Owning a restaurant can be an incredible experience – serving delicious food and building a team that works hard to deliver an excellent guest experience. And often, this is the case. But what you don’t see through this rose-colored lens is a very real threat to your business – employee theft. This is why it’s crucial to brush up on your knowledge of restaurant loss prevention and put a strategy in place to protect your business.
Restaurant employee theft is more common than you may think. In fact, it accounts for 75% of all inventory shortages and 4% of sales, according to the Kenya Restaurant Owners Association. To make matters worse, about three-quarters of staff steal from their workplace on at least one occasion – a fact that’s bound to leave a bad taste in your mouth.
What is Loss Prevention?
Let’s start by answering a basic question: what is loss prevention?
Loss prevention refers to your restaurant’s efforts to reduce any and all revenue losses. This includes taking simple steps, like ensuring you don’t order too much produce and ending up with excessive food waste.
Reducing losses can also strike a more serious chord, including restaurant theft prevention tactics to combat dine-and-dash situations, credit card fraud, and employee theft in restaurants. Let’s turn our attention to the last point.

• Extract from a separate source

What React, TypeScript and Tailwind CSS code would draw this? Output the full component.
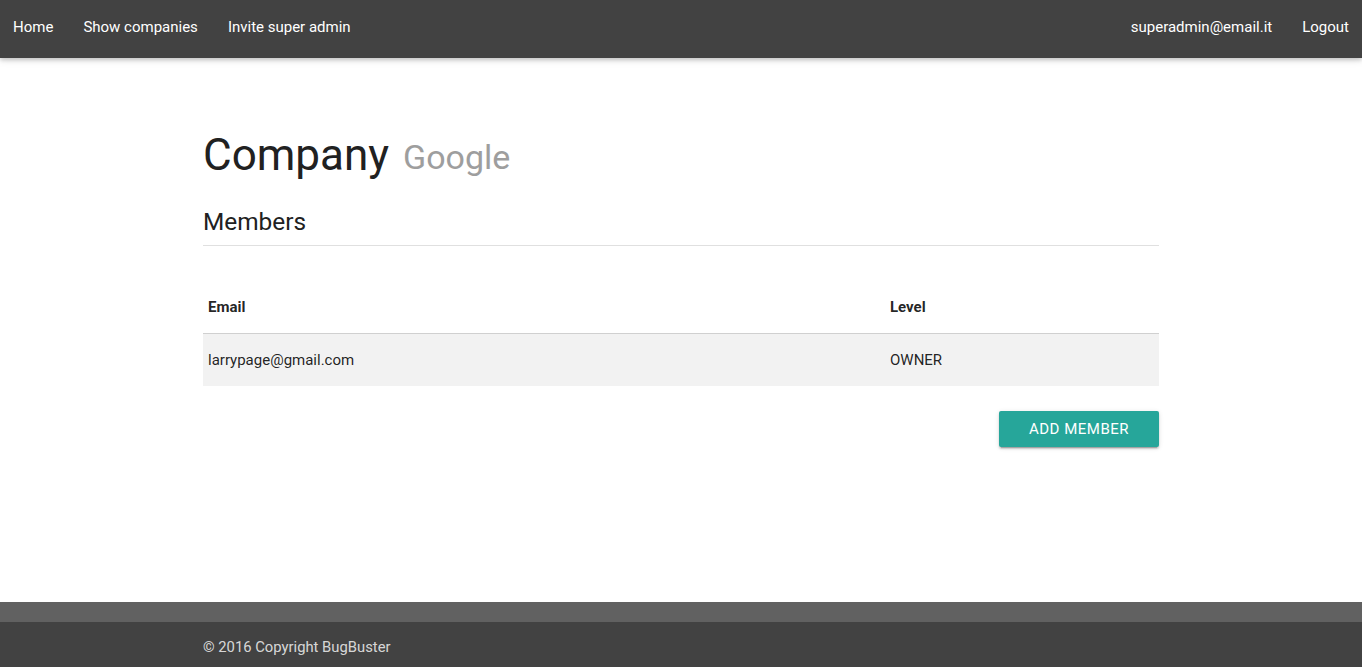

Common Types of Restaurant Employee Theft
Unfortunately, theft occurs frequently in restaurants, and the saying “one bad apple spoils the barrel” rings true here. Research shows that the likelihood of one server stealing increases if a co-worker is stealing. And if a new hire sees a co-worker stealing within their first five months on the job, chances are they’ll make it a habit, too.
With that in mind, here are some of the most common types of employee theft in restaurants to familiarize yourself with so you can spot them and stop them.
Short Ringing
Also known as under-ringing of sales, here’s how short ringing typically plays out. A customer pays in cash at the bar for a Ksh 500 cocktail, but the bartender enters the order into your POS system as a Ksh 300 cocktail and pockets the other Ksh 200, leaving no paper trail of the theft. Talk about an unhappy hour.
Cash Register Skimming
Skimming cash from the register involves staff stealing cash from sales that aren’t recorded in your restaurant’s books. For example, a customer orders a piece of pie from your dessert counter and the server gives them the pie but doesn’t ring it in, then keeps the cash instead of putting it in your register. In other brazen cases, skimming can also include stealing small amounts of cash outright from your register.

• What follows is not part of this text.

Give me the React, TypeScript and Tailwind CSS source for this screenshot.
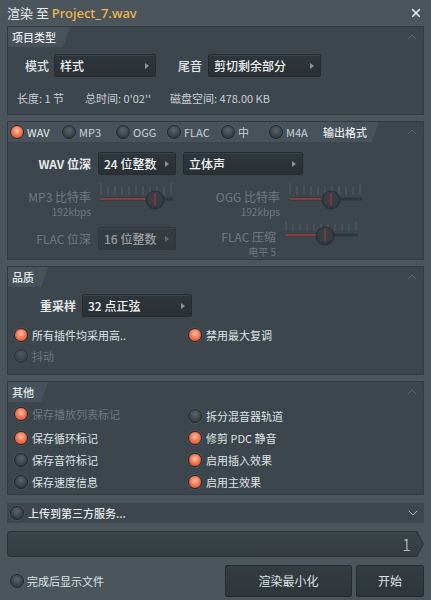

Complementing Too Many Orders
Giving guests complimentary food and drinks (comping) is standard practice in most restaurants. However, if this starts happening too often, you need to address it in your restaurant loss prevention strategy. You don’t want your overly generous employees giving free appetizers to their friends every time they eat at your restaurant.
Voiding Sales After Closing
Don’t let your guard down just because it’s the end of the day – theft can and does occur after hours. For example, your supervisor on duty could sneakily void one item from several orders and pocket the total instead of including it in the nightly cash-out.